◆ **TASK BRIEF**
Extract each line where the string "full" shows up.

━━━━

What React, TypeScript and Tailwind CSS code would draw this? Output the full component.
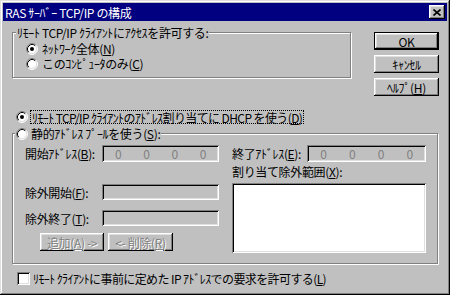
import React from "react";

const raised =
  "shadow-[inset_-1px_-1px_#000,inset_1px_1px_#fff,inset_-2px_-2px_#808080,inset_2px_2px_#dfdfdf]";
const sunken =
  "shadow-[inset_1px_1px_#808080,inset_-1px_-1px_#fff,inset_2px_2px_#000,inset_-2px_-2px_#dfdfdf]";
const etched = "border border-[#808080] shadow-[inset_1px_1px_#fff,1px_1px_#fff]";

const Radio = ({ checked }: { checked?: boolean }) => (
  <svg width="12" height="12" viewBox="0 0 12 12" className="shrink-0">
    <circle cx="6" cy="6" r="5" fill="#fff" />
    <path d="M2.11 9.89A5.5 5.5 0 0 1 9.89 2.11" stroke="#808080" fill="none" />
    <path d="M9.89 2.11A5.5 5.5 0 0 1 2.11 9.89" stroke="#fff" fill="none" />
    <path d="M2.82 9.18A4.5 4.5 0 0 1 9.18 2.82" stroke="#000" fill="none" />
    <path d="M9.18 2.82A4.5 4.5 0 0 1 2.82 9.18" stroke="#dfdfdf" fill="none" />
    {checked && <circle cx="6" cy="6" r="2" fill="#000" />}
  </svg>
);

const AddrField = ({ w }: { w: string }) => (
  <div className={`${w} h-[17px] shrink-0 ${sunken} grid grid-cols-4 px-[2px] items-center text-[#808080]`}>
    <span className="text-center">0</span>
    <span className="text-center">0</span>
    <span className="text-center">0</span>
    <span className="text-center">0</span>
  </div>
);

const DisabledBtn = ({ children, w }: { children: React.ReactNode; w: string }) => (
  <div
    className={`${w} h-[18px] shrink-0 ${raised} flex items-center justify-center text-[#808080] [text-shadow:1px_1px_0_#fff]`}
  >
    {children}
  </div>
);

export default function App() {
  return (
    <div className="w-[450px] h-[295px] overflow-hidden bg-[#c0c0c0] p-[3px] shadow-[inset_-1px_-1px_#000,inset_1px_1px_#dfdfdf,inset_-2px_-2px_#808080,inset_2px_2px_#fff] font-['Noto_Sans_CJK_JP',sans-serif] text-[12px] leading-[13px] tracking-[-0.35px] text-black">
      {/* title bar */}
      <div className="h-[18px] bg-[#000080] flex items-center justify-between pl-[2px] pr-[2px]">
        <span className="text-white">RAS ｻｰﾊﾞｰ TCP/IP の構成</span>
        <div className={`w-[16px] h-[14px] bg-[#c0c0c0] ${raised} flex items-center justify-center`}>
          <svg width="8" height="7" viewBox="0 0 8 7">
            <path d="M0.5 0.5L7.5 6.5M7.5 0.5L0.5 6.5" stroke="#000" strokeWidth="1.6" />
          </svg>
        </div>
      </div>

      <div className="flex flex-col pl-[9px]">
        {/* access group + buttons */}
        <div className="flex items-start mt-[11px] shrink-0">
          <div className={`w-[339px] h-[46px] shrink-0 ${etched} flex flex-col`}>
            <div className="-mt-[7px] ml-[3px] px-[1px] w-fit bg-[#c0c0c0] h-[13px] shrink-0">
              ﾘﾓｰﾄ TCP/IP ｸﾗｲｱﾝﾄにｱｸｾｽを許可する:
            </div>
            <div className="mt-[2px] pl-[13px] h-[15px] shrink-0 flex items-center gap-[4px]">
              <Radio checked />
              <span>
                ﾈｯﾄﾜｰｸ全体(<u>N</u>)
              </span>
            </div>
            <div className="pl-[13px] h-[15px] shrink-0 flex items-center gap-[4px]">
              <Radio />
              <span>
                このｺﾝﾋﾟｭｰﾀのみ(<u>C</u>)
              </span>
            </div>
          </div>
          <div className="ml-[23px] flex flex-col gap-[5px] shrink-0">
            <div className="w-[65px] h-[18px] border border-black">
              <div className={`w-full h-full ${raised} flex items-center justify-center`}>OK</div>
            </div>
            <div className={`w-[65px] h-[18px] ${raised} flex items-center justify-center`}>ｷｬﾝｾﾙ</div>
            <div className={`w-[65px] h-[18px] ${raised} flex items-center justify-center`}>
              ﾍﾙﾌﾟ(<u>H</u>)
            </div>
          </div>
        </div>

        {/* DHCP */}
        <div className="mt-[14px] pl-[4px] h-[14px] shrink-0 flex items-center">
          <Radio checked />
          <div className="ml-[2px] px-[1px] h-[14px] flex items-center border border-dotted border-black tracking-[-0.6px]">
            ﾘﾓｰﾄ TCP/IP ｸﾗｲｱﾝﾄのｱﾄﾞﾚｽ割り当てに DHCP を使う(<u>D</u>)
          </div>
        </div>

        {/* static pool group */}
        <div className={`mt-[9px] w-[426px] h-[131px] shrink-0 ${etched} flex flex-col`}>
          <div className="-mt-[7px] ml-[2px] px-[1px] w-fit bg-[#c0c0c0] h-[13px] shrink-0 flex items-center gap-[3px]">
            <Radio />
            <span>
              静的ｱﾄﾞﾚｽ ﾌﾟｰﾙを使う(<u>S</u>):
            </span>
          </div>
          <div className="mt-[5px] flex shrink-0">
            <div className="pl-[12px] flex flex-col">
              <div className="flex items-center h-[17px] shrink-0">
                <span className="w-[77px] shrink-0">
                  開始ｱﾄﾞﾚｽ(<u>B</u>):
                </span>
                <AddrField w="w-[117px]" />
              </div>
              <div className="mt-[22px] flex items-center h-[16px] shrink-0">
                <span className="w-[77px] shrink-0">
                  除外開始(<u>F</u>):
                </span>
                <div className={`w-[117px] h-[16px] shrink-0 ${sunken}`} />
              </div>
              <div className="mt-[10px] flex items-center h-[16px] shrink-0">
                <span className="w-[77px] shrink-0">
                  除外終了(<u>T</u>):
                </span>
                <div className={`w-[117px] h-[16px] shrink-0 ${sunken}`} />
              </div>
              <div className="mt-[7px] ml-[15px] flex gap-[4px] shrink-0">
                <DisabledBtn w="w-[64px]">
                  追加(<u>A</u>) -&gt;
                </DisabledBtn>
                <DisabledBtn w="w-[65px]">
                  &lt;- 削除(<u>R</u>)
                </DisabledBtn>
              </div>
            </div>
            <div className="ml-[13px] flex flex-col">
              <div className="flex items-center h-[17px] shrink-0">
                <span className="w-[75px] shrink-0">
                  終了ｱﾄﾞﾚｽ(<u>E</u>):
                </span>
                <AddrField w="w-[119px]" />
              </div>
              <div className="mt-[3px] h-[13px] shrink-0">
                割り当て除外範囲(<u>X</u>):
              </div>
              <div className={`mt-[5px] w-[194px] h-[70px] shrink-0 bg-white ${sunken}`} />
            </div>
          </div>
        </div>

        {/* checkbox */}
        <div className="mt-[8px] pl-[5px] flex items-center gap-[3px] h-[13px] shrink-0">
          <div className={`w-[13px] h-[13px] shrink-0 bg-white ${sunken}`} />
          <span className="tracking-[-0.6px]">
            ﾘﾓｰﾄ ｸﾗｲｱﾝﾄに事前に定めた IP ｱﾄﾞﾚｽでの要求を許可する(<u>L</u>)
          </span>
        </div>
      </div>
    </div>
  );
}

━━━━

◆ **SOLUTION TO THIS PROBLEM**
What React, TypeScript and Tailwind CSS code would draw this? Output the full component.
              <div className={`w-full h-full ${raised} flex items-center justify-center`}>OK</div>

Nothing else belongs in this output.